I had a question about MAX graphs - I enqueued the same function several times in a MAX graph (see code snippet below) and profiled the execution via nsys (see attached image). It seems like there was non-trivial CPU overhead for the launch of each function on the GPU. Does MAX have a way internally to create and execute CUDA graphs for execution of its own graphs?

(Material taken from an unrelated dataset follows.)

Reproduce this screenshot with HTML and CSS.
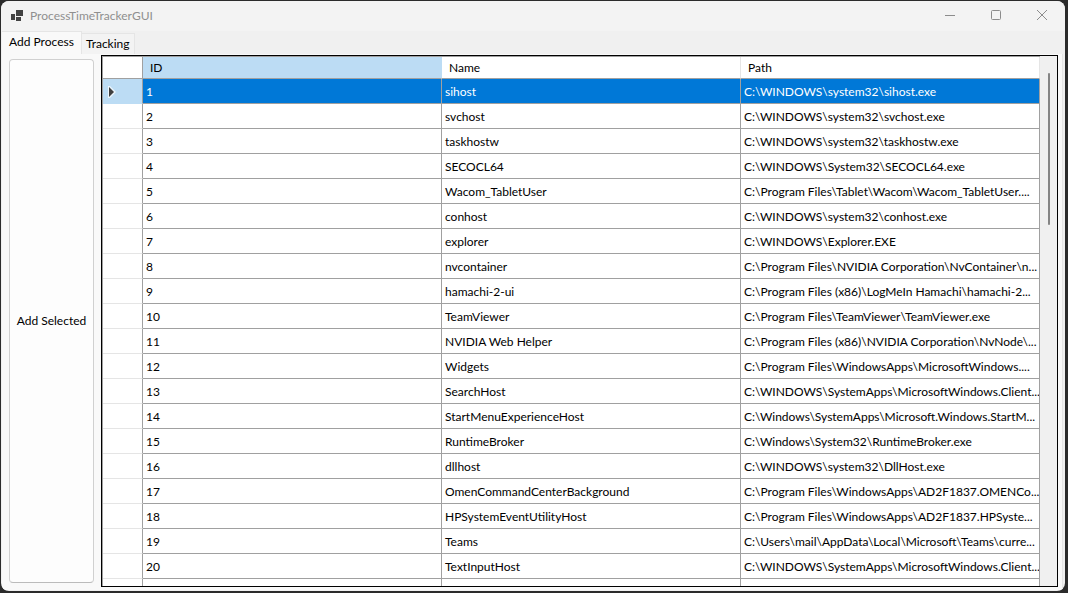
FILE: index.html
```html
<!DOCTYPE html>
<html lang="en">
<head>
<meta charset="utf-8">
<title>ProcessTimeTrackerGUI</title>
<link rel="stylesheet" href="styles.css">
</head>
<body>
<div class="window">
  <header class="titlebar">
    <svg class="app-icon" width="12" height="12" viewBox="0 0 12 12" shape-rendering="crispEdges" aria-hidden="true"><path fill="#424242" d="M5 0h7v6H5zM0 4h4v6H0zM5 7h5v4H5z"/></svg>
    <h1 class="title">ProcessTimeTrackerGUI</h1>
    <div class="controls">
      <button class="control" type="button" aria-label="Minimize"><svg width="12" height="12" viewBox="0 0 12 12"><path d="M1 5.5h10"/></svg></button>
      <button class="control" type="button" aria-label="Maximize"><svg width="12" height="12" viewBox="0 0 12 12"><rect x="1.500" y=".5" width="9" height="9" rx="1"/></svg></button>
      <button class="control" type="button" aria-label="Close"><svg width="12" height="12" viewBox="0 0 12 12"><path d="M1 0l10 10M11 0L1 10"/></svg></button>
    </div>
  </header>
  <nav class="tabs" role="tablist">
    <button class="tab tab-active" type="button" role="tab" aria-selected="true">Add Process</button>
    <button class="tab" type="button" role="tab" aria-selected="false">Tracking</button>
  </nav>
  <main class="page">
    <button class="add-button" type="button">Add Selected</button>
    <div class="grid">
      <div class="rows">
        <table class="table">
          <colgroup><col class="col-marker"><col><col><col></colgroup>
          <thead><tr><th class="marker"></th><th class="sorted">ID</th><th>Name</th><th>Path</th></tr></thead>
          <tbody>
            <tr class="selected"><td class="marker"><svg class="arrow" width="8" height="12" viewBox="0 0 8 12" aria-hidden="true"><path fill="#fff" fill-opacity=".7" d="M0 0v12h2l6-6-6-6z"/><path fill="#404040" d="M1 1v10l5-5z"/></svg></td><td>1</td><td>sihost</td><td>C:\WINDOWS\system32\sihost.exe</td></tr>
            <tr><td class="marker"></td><td>2</td><td>svchost</td><td>C:\WINDOWS\system32\svchost.exe</td></tr>
            <tr><td class="marker"></td><td>3</td><td>taskhostw</td><td>C:\WINDOWS\system32\taskhostw.exe</td></tr>
            <tr><td class="marker"></td><td>4</td><td>SECOCL64</td><td>C:\WINDOWS\System32\SECOCL64.exe</td></tr>
            <tr><td class="marker"></td><td>5</td><td>Wacom_TabletUser</td><td>C:\Program Files\Tablet\Wacom\Wacom_TabletUser....</td></tr>
            <tr><td class="marker"></td><td>6</td><td>conhost</td><td>C:\WINDOWS\system32\conhost.exe</td></tr>
            <tr><td class="marker"></td><td>7</td><td>explorer</td><td>C:\WINDOWS\Explorer.EXE</td></tr>
            <tr><td class="marker"></td><td>8</td><td>nvcontainer</td><td>C:\Program Files\NVIDIA Corporation\NvContainer\n...</td></tr>
            <tr><td class="marker"></td><td>9</td><td>hamachi-2-ui</td><td>C:\Program Files (x86)\LogMeIn Hamachi\hamachi-2...</td></tr>
            <tr><td class="marker"></td><td>10</td><td>TeamViewer</td><td>C:\Program Files\TeamViewer\TeamViewer.exe</td></tr>
            <tr><td class="marker"></td><td>11</td><td>NVIDIA Web Helper</td><td>C:\Program Files (x86)\NVIDIA Corporation\NvNode\...</td></tr>
            <tr><td class="marker"></td><td>12</td><td>Widgets</td><td>C:\Program Files\WindowsApps\MicrosoftWindows....</td></tr>
            <tr><td class="marker"></td><td>13</td><td>SearchHost</td><td>C:\WINDOWS\SystemApps\MicrosoftWindows.Client...</td></tr>
            <tr><td class="marker"></td><td>14</td><td>StartMenuExperienceHost</td><td>C:\Windows\SystemApps\Microsoft.Windows.StartM...</td></tr>
            <tr><td class="marker"></td><td>15</td><td>RuntimeBroker</td><td>C:\Windows\System32\RuntimeBroker.exe</td></tr>
            <tr><td class="marker"></td><td>16</td><td>dllhost</td><td>C:\WINDOWS\system32\DllHost.exe</td></tr>
            <tr><td class="marker"></td><td>17</td><td>OmenCommandCenterBackground</td><td>C:\Program Files\WindowsApps\AD2F1837.OMENCo...</td></tr>
            <tr><td class="marker"></td><td>18</td><td>HPSystemEventUtilityHost</td><td>C:\Program Files\WindowsApps\AD2F1837.HPSyste...</td></tr>
            <tr><td class="marker"></td><td>19</td><td>Teams</td><td>C:\Users\mail\AppData\Local\Microsoft\Teams\curre...</td></tr>
            <tr><td class="marker"></td><td>20</td><td>TextInputHost</td><td>C:\WINDOWS\SystemApps\MicrosoftWindows.Client...</td></tr>
            <tr><td class="marker"></td><td></td><td></td><td></td></tr>
          </tbody>
        </table>
      </div>
      <div class="scrollbar"><div class="thumb"></div></div>
    </div>
  </main>
</div>
</body>
</html>
```
FILE: styles.css
```css
* { box-sizing: border-box; }

body {
  margin: 0;
  height: 100vh;
  padding: 1px 3px 2px 1px;
  background: #2b2b2b;
  color: #000;
  font-family: Lato, "Open Sans", sans-serif;
  font-size: 12px;
  line-height: 16px;
  overflow: hidden;
}

button {
  margin: 0;
  padding: 0;
  border: 0;
  background: none;
  color: inherit;
  font: inherit;
}

.window {
  display: flex;
  flex-direction: column;
  height: 100%;
  border-radius: 8px;
  background: #f0f0f0;
  overflow: hidden;
}

.titlebar {
  display: flex;
  flex: none;
  align-items: center;
  height: 30px;
  padding-left: 10px;
  background: #f3f3f3;
}

.app-icon { flex: none; }

.title {
  flex: 1;
  margin: 0 0 0 7px;
  color: #8f8f8f;
  font-size: 12px;
  font-weight: 400;
}

.controls { display: flex; }

.control {
  display: flex;
  align-items: center;
  justify-content: center;
  width: 46px;
  height: 30px;
}

.control svg {
  fill: none;
  stroke: #8c8c8c;
}

.tabs {
  display: flex;
  flex: none;
  align-items: flex-end;
  height: 23px;
  padding-left: 1px;
}

.tab {
  height: 21px;
  padding: 0 4px;
  border: 1px solid #e5e5e5;
  border-left: 0;
  border-bottom: 0;
  background: #f3f3f3;
  white-space: nowrap;
}

.tab-active {
  height: 23px;
  padding: 0 7px 3px;
  background: #f9f9f9;
}

.page {
  display: flex;
  flex: 1;
  gap: 7px;
  min-height: 0;
  margin: 0 2px 1px 1px;
  padding: 1px 4px 3px 7px;
  border-right: 1px solid #e5e5e5;
  background: #f9f9f9;
}

.add-button {
  flex: none;
  width: 85px;
  margin: 4px 0;
  border: 1px solid #d0d0d0;
  border-bottom-color: #bbb;
  border-radius: 4px;
  background: #fdfdfd;
}

.grid {
  display: flex;
  flex: 1;
  min-width: 0;
  border: 1px solid #000;
  background: #f0f0f0;
}

.rows {
  flex: 1;
  min-width: 0;
  overflow: hidden;
}

.table {
  width: 100%;
  border: solid #a0a0a0;
  border-width: 1px 0 0 1px;
  border-spacing: 0;
  table-layout: fixed;
  background: #fff;
}

.col-marker { width: 40px; }

.table th,
.table td {
  height: 25px;
  padding: 2px 0 0 3px;
  border: solid #a0a0a0;
  border-width: 0 1px 1px 0;
  overflow: hidden;
  text-align: left;
  white-space: nowrap;
}

.table th {
  height: 22px;
  padding: 0 0 0 7px;
  border-right-color: #e5e5e5;
  font-weight: 400;
}

.table .sorted {
  border-right-color: #bcdcf4;
  background: #bcdcf4;
}

.table .marker { border-right-color: #a0a0a0; }
.table td.marker { border-bottom-color: #e5e5e5; }

.selected td {
  background: #0078d7;
  color: #fff;
}

.table .selected .marker {
  border-bottom-color: #bcdcf4;
  background: #bcdcf4;
}

.arrow {
  display: block;
  margin-left: 2px;
}

.scrollbar {
  flex: none;
  width: 17px;
  padding: 17px 0 0 8px;
}

.thumb {
  width: 2px;
  height: 152px;
  border-radius: 1px;
  background: #858585;
}
```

+ gpu_ctx.enqueue_function[
+ conv1d_kernel[
+ in_layout, out_layout, conv_layout, input_size, conv_size
+ ]
+ ](
+ output_tensor,
+ input_tensor,
+ kernel_tensor,
+ grid_dim=BLOCKS_PER_GRID,
+ block_dim=(TPB, 1),
+ )
+
+ gpu_ctx.enqueue_function[
+ conv1d_kernel[
+ out_layout, out_layout, conv_layout, input_size, conv_size
+ ]
+ ](
+ output_tensor,
+ output_tensor,
+ kernel_tensor,
+ grid_dim=BLOCKS_PER_GRID,
+ block_dim=(TPB, 1),
+ )
+
+ gpu_ctx.enqueue_function[
+ conv1d_kernel[
+ out_layout, out_layout, conv_layout, input_size, conv_size
+ ]
+ ](
+ output_tensor,
+ output_tensor,
+ kernel_tensor,
+ grid_dim=BLOCKS_PER_GRID,
+ block_dim=(TPB, 1),
+ )
+ gpu_ctx.enqueue_function[
+ conv1d_kernel[
+ out_layout, out_layout, conv_layout, input_size, conv_size
+ ]
+ ](
+ output_tensor,
+ output_tensor,
+ kernel_tensor,
+ grid_dim=BLOCKS_PER_GRID,
+ block_dim=(TPB, 1),
+ )